> Requirement: Copy out all the lines exactly. Omit pictures.

= = = =

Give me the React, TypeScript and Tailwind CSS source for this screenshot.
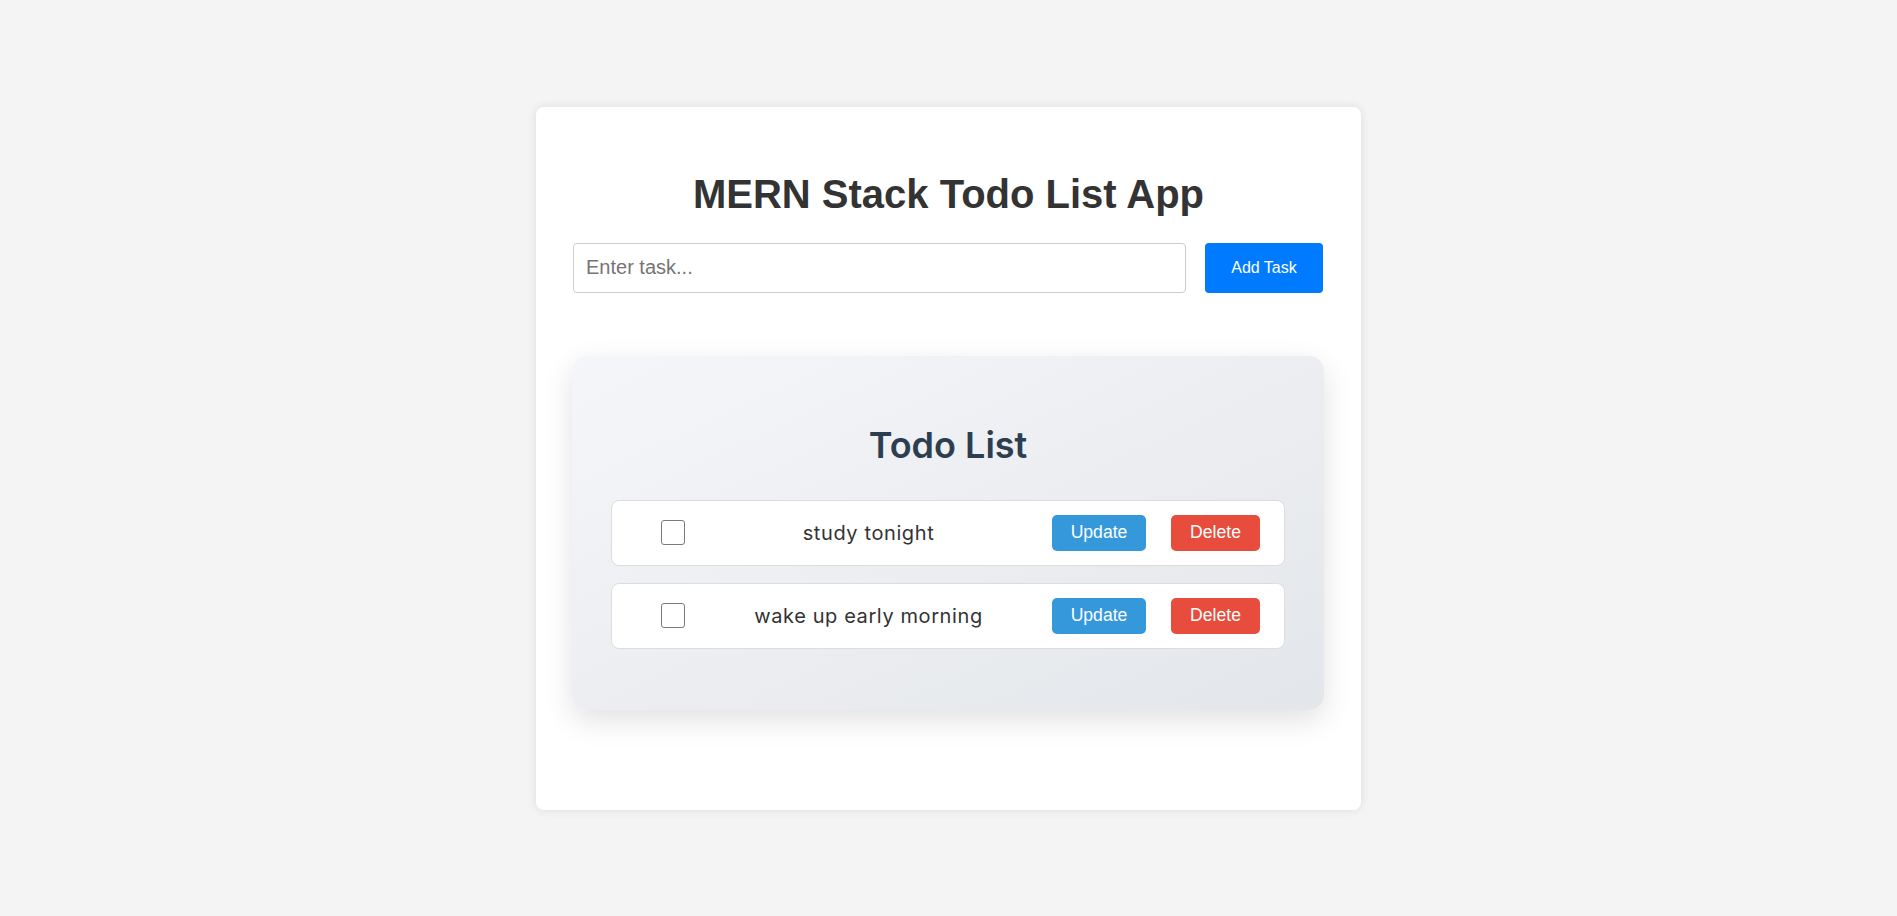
import React from "react";

const todos = ["study tonight", "wake up early morning"];

function TodoRow({ text }: { text: string }) {
  return (
    <div className="flex items-center h-[66px] bg-white border border-[#dcdcdc] rounded-[8px] pl-[49px] pr-[24px]">
      <div className="w-[24px] h-[25px] border-[1.5px] border-[#7a7a7a] rounded-[3px] bg-white shrink-0" />
      <span className="flex-1 text-center text-[20px] text-[#333] font-['Inter',sans-serif] tracking-[0.03em]">
        {text}
      </span>
      <div className="flex items-center gap-[25px] font-['Liberation_Sans',Arial,sans-serif]">
        <button className="w-[94px] h-[36px] rounded-[5px] bg-[#3498db] text-white text-[17.6px]">Update</button>
        <button className="w-[89px] h-[36px] rounded-[5px] bg-[#e74c3c] text-white text-[17.6px]">Delete</button>
      </div>
    </div>
  );
}

export default function App() {
  return (
    <div className="min-h-screen bg-[#f4f4f4] flex items-center justify-center font-['Liberation_Sans',Arial,sans-serif]">
      <div className="w-[825px] h-[703px] bg-white rounded-[8px] shadow-[0_0_10px_rgba(0,0,0,0.1)] px-[37px] pt-[64px]">
        <h1 className="text-[40px] leading-[46px] font-bold text-[#333] text-center">MERN Stack Todo List App</h1>
        <div className="flex mt-[26px] gap-[19px]">
          <input
            placeholder="Enter task..."
            className="w-[613px] h-[50px] border border-[#ccc] rounded-[4px] px-[12px] text-[20px] text-[#333] placeholder:text-[#757575] outline-none"
          />
          <button className="w-[118px] h-[50px] bg-[#007bff] text-white text-[16px] rounded-[4px]">Add Task</button>
        </div>
        <div className="mt-[63px] -ml-px w-[752px] h-[354px] rounded-[15px] bg-gradient-to-br from-[#f5f6f9] to-[#e3e6ea] shadow-[0_10px_30px_rgba(0,0,0,0.12)] px-[39px] pt-[69px]">
          <h2 className="text-[36px] leading-[40px] font-semibold text-[#2c3e50] text-center font-['Inter',sans-serif] mb-[35px]">
            Todo List
          </h2>
          <div className="flex flex-col gap-[17px]">
            {todos.map((t) => (
              <TodoRow key={t} text={t} />
            ))}
          </div>
        </div>
      </div>
    </div>
  );
}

= = = =

> Response to this task:
Give me the React, TypeScript and Tailwind CSS source for this screenshot.
import React from "react";

const todos = ["study tonight", "wake up early morning"];

function TodoRow({ text }: { text: string }) {
  return (
    <div className="flex items-center h-[66px] bg-white border border-[#dcdcdc] rounded-[8px] pl-[49px] pr-[24px]">
      <div className="w-[24px] h-[25px] border-[1.5px] border-[#7a7a7a] rounded-[3px] bg-white shrink-0" />
      <span className="flex-1 text-center text-[20px] text-[#333] font-['Inter',sans-serif] tracking-[0.03em]">
        {text}
      </span>
      <div className="flex items-center gap-[25px] font-['Liberation_Sans',Arial,sans-serif]">
        <button className="w-[94px] h-[36px] rounded-[5px] bg-[#3498db] text-white text-[17.6px]">Update</button>
        <button className="w-[89px] h-[36px] rounded-[5px] bg-[#e74c3c] text-white text-[17.6px]">Delete</button>
      </div>
    </div>
  );
}

export default function App() {
  return (
    <div className="min-h-screen bg-[#f4f4f4] flex items-center justify-center font-['Liberation_Sans',Arial,sans-serif]">
      <div className="w-[825px] h-[703px] bg-white rounded-[8px] shadow-[0_0_10px_rgba(0,0,0,0.1)] px-[37px] pt-[64px]">
        <h1 className="text-[40px] leading-[46px] font-bold text-[#333] text-center">MERN Stack Todo List App</h1>
        <div className="flex mt-[26px] gap-[19px]">
          <input
            placeholder="Enter task..."
            className="w-[613px] h-[50px] border border-[#ccc] rounded-[4px] px-[12px] text-[20px] text-[#333] placeholder:text-[#757575] outline-none"
          />
          <button className="w-[118px] h-[50px] bg-[#007bff] text-white text-[16px] rounded-[4px]">Add Task</button>
        </div>
        <div className="mt-[63px] -ml-px w-[752px] h-[354px] rounded-[15px] bg-gradient-to-br from-[#f5f6f9] to-[#e3e6ea] shadow-[0_10px_30px_rgba(0,0,0,0.12)] px-[39px] pt-[69px]">
          <h2 className="text-[36px] leading-[40px] font-semibold text-[#2c3e50] text-center font-['Inter',sans-serif] mb-[35px]">
            Todo List
          </h2>
          <div className="flex flex-col gap-[17px]">
            {todos.map((t) => (
              <TodoRow key={t} text={t} />
            ))}
          </div>
        </div>
      </div>
    </div>
  );
}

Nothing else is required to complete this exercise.